§ **Part of a data file**
::::::::

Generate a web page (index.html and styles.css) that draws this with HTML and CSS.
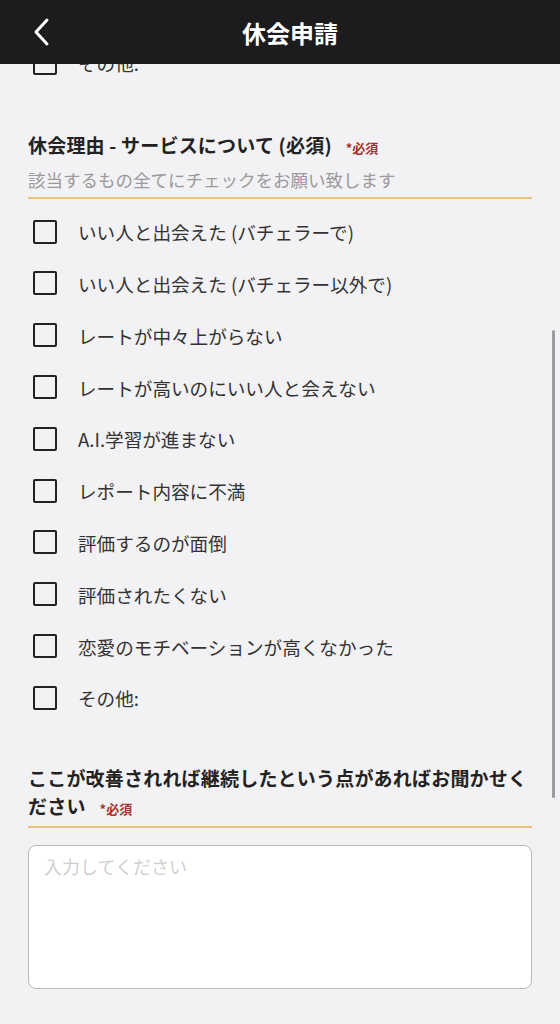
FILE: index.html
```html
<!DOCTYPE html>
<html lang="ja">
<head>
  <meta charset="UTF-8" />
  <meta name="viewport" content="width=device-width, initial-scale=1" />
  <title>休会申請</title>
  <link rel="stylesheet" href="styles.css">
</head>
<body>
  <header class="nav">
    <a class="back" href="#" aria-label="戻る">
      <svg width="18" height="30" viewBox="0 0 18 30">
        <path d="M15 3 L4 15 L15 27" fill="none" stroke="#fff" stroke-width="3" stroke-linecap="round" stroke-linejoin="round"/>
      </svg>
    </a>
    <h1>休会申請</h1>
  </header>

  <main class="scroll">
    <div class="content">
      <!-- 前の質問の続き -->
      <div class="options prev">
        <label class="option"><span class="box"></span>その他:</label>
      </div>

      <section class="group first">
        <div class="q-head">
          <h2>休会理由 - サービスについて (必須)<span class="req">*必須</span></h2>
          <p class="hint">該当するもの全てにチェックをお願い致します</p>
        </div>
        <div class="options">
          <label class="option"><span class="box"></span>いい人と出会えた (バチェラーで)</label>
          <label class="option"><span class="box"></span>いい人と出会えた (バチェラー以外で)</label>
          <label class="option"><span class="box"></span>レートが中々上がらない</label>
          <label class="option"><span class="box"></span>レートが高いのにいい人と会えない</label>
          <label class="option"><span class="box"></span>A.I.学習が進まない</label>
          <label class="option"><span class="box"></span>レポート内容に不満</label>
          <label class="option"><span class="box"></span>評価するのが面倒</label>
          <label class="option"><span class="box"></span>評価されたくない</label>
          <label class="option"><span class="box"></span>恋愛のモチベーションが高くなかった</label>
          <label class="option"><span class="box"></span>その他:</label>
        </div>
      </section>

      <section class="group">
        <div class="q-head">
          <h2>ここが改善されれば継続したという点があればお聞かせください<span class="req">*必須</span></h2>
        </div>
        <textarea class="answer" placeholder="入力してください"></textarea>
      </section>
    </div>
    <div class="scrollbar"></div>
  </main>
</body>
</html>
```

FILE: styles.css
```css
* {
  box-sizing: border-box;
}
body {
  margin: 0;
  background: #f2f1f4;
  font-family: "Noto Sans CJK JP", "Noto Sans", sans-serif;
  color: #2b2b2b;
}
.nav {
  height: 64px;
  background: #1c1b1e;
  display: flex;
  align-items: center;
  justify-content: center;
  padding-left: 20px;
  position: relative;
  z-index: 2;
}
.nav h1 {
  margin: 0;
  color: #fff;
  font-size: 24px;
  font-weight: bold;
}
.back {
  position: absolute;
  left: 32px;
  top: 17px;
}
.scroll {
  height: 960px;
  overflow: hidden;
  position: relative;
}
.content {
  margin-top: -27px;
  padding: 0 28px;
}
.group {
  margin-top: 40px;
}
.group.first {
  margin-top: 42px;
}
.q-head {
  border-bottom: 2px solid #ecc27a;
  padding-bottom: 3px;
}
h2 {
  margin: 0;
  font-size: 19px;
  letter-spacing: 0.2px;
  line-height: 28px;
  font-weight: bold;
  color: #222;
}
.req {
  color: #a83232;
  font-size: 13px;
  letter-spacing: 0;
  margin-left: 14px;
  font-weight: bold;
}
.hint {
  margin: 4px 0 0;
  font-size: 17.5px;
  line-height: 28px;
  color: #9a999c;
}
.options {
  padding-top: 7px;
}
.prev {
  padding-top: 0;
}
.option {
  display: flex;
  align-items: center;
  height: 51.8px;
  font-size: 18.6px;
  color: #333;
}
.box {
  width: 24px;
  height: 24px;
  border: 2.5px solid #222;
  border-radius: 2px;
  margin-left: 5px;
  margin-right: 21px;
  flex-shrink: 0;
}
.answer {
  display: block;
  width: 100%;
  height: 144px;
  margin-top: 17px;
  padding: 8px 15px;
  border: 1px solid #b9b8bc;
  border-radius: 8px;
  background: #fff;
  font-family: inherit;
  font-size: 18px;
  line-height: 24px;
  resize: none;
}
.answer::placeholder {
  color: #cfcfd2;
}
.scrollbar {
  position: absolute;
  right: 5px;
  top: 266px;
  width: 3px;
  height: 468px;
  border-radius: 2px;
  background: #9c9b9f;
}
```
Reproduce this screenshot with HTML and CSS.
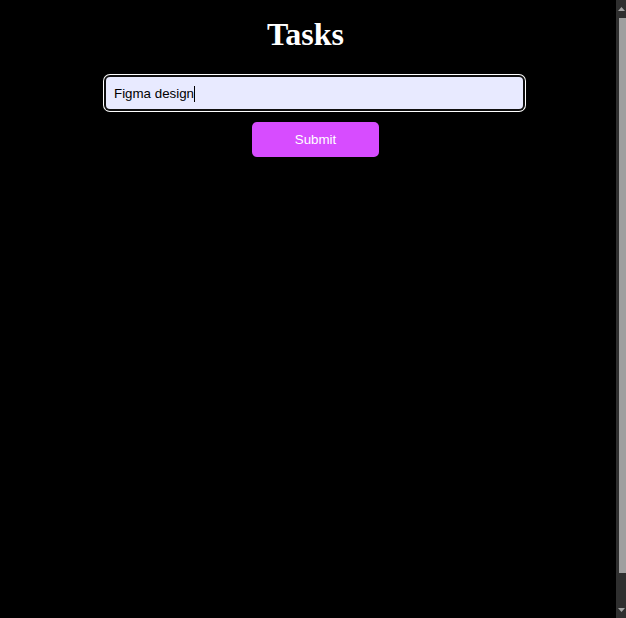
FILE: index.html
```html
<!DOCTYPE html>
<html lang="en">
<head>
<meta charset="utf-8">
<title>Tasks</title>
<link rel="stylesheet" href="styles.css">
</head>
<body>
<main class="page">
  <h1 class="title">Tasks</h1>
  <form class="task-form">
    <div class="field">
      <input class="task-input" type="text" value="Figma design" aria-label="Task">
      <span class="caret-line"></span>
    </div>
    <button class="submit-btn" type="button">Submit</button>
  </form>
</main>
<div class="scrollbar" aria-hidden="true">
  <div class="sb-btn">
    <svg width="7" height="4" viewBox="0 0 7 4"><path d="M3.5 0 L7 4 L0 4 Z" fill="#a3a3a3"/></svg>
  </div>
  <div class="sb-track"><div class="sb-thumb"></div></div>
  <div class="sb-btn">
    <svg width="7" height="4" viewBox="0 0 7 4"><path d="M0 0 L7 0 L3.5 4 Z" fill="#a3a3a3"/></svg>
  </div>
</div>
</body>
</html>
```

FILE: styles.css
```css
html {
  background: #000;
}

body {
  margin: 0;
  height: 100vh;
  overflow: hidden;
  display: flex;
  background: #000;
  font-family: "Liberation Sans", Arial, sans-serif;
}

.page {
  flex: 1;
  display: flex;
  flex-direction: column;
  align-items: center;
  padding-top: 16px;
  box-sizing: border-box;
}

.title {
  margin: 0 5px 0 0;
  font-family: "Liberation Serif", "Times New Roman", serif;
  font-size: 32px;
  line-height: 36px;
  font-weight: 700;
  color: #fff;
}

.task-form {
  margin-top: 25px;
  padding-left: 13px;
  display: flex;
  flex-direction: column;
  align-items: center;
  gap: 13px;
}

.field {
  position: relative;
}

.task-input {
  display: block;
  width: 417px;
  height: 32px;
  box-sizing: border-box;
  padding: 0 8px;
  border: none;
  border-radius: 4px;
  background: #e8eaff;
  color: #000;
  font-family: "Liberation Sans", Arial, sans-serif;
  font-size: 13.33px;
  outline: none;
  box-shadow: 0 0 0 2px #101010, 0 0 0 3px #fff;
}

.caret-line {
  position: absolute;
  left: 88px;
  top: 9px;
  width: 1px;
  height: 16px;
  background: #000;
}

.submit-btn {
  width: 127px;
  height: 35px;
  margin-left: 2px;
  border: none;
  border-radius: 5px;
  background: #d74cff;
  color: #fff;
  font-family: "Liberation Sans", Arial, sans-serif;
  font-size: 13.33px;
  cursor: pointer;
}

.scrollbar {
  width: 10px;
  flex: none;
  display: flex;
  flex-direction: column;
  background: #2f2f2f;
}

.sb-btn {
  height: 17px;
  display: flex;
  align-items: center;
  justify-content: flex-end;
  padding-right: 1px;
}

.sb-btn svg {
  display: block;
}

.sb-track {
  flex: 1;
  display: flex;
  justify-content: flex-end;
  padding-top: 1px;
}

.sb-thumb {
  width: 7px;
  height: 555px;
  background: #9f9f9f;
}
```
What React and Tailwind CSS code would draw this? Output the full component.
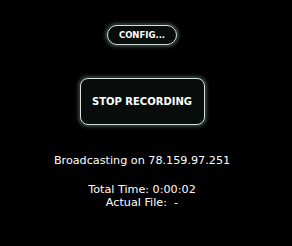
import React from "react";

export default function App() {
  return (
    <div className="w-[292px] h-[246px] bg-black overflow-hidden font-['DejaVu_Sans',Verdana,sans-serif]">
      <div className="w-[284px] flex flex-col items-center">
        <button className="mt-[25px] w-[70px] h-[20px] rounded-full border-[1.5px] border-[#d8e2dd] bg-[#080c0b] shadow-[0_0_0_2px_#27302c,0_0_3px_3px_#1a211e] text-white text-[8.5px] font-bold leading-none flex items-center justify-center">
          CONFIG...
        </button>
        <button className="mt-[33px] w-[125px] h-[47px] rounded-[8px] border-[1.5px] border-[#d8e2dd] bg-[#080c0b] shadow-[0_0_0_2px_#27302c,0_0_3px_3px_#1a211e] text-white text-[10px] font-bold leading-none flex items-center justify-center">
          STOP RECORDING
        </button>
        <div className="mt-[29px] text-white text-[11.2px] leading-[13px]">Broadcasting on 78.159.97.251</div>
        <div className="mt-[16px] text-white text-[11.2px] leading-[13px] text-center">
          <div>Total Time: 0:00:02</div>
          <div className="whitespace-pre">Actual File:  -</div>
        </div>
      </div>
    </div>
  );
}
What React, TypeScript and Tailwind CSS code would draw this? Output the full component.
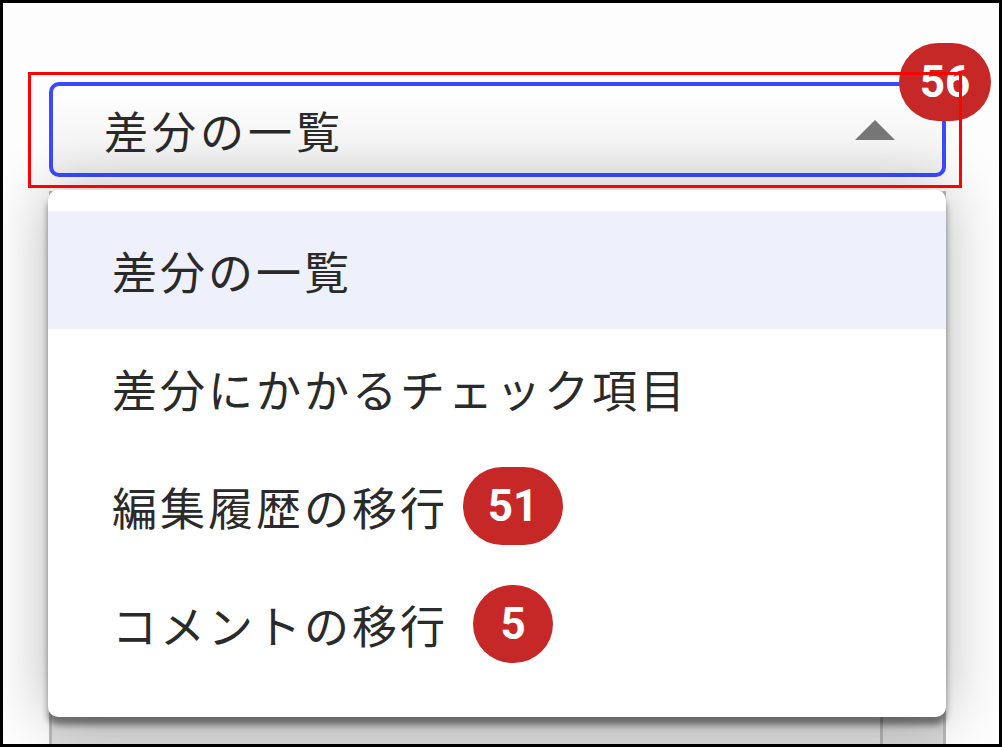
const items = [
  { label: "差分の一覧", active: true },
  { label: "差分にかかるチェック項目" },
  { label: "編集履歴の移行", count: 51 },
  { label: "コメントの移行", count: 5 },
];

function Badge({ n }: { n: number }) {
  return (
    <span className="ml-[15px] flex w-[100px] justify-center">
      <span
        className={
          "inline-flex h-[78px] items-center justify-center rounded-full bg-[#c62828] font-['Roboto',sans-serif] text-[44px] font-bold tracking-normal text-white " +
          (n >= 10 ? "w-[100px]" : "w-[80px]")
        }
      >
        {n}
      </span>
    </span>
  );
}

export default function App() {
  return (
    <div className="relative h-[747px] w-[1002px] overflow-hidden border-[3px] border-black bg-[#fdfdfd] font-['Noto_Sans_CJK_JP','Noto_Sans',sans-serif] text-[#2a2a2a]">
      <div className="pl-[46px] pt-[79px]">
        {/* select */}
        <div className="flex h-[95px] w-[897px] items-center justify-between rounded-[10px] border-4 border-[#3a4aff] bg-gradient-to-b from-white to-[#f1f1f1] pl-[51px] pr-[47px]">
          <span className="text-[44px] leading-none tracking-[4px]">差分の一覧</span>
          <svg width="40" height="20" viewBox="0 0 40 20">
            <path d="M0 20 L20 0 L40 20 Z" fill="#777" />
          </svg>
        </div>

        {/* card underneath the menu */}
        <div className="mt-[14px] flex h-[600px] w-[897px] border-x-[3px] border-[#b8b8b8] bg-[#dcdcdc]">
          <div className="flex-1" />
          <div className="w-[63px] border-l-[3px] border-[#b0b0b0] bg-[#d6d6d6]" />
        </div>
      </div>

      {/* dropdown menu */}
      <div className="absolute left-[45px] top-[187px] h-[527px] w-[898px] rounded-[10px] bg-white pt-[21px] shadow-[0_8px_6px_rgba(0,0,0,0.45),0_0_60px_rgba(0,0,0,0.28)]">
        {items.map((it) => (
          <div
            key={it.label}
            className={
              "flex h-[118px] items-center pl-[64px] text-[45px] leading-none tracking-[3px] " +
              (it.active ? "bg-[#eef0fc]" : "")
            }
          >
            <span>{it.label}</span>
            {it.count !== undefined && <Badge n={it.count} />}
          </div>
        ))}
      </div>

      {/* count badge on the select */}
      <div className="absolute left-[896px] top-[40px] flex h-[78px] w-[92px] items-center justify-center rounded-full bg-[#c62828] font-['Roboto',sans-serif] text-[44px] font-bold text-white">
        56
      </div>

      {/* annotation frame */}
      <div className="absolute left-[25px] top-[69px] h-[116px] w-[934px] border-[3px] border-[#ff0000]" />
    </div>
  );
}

::::::::

§ **Aim**
Skip all pictures. Retype exactly the span whose first line is the one with "What React and" and whose last line is the one with "import React from".

§ **Task answer**
What React and Tailwind CSS code would draw this? Output the full component.
import React from "react";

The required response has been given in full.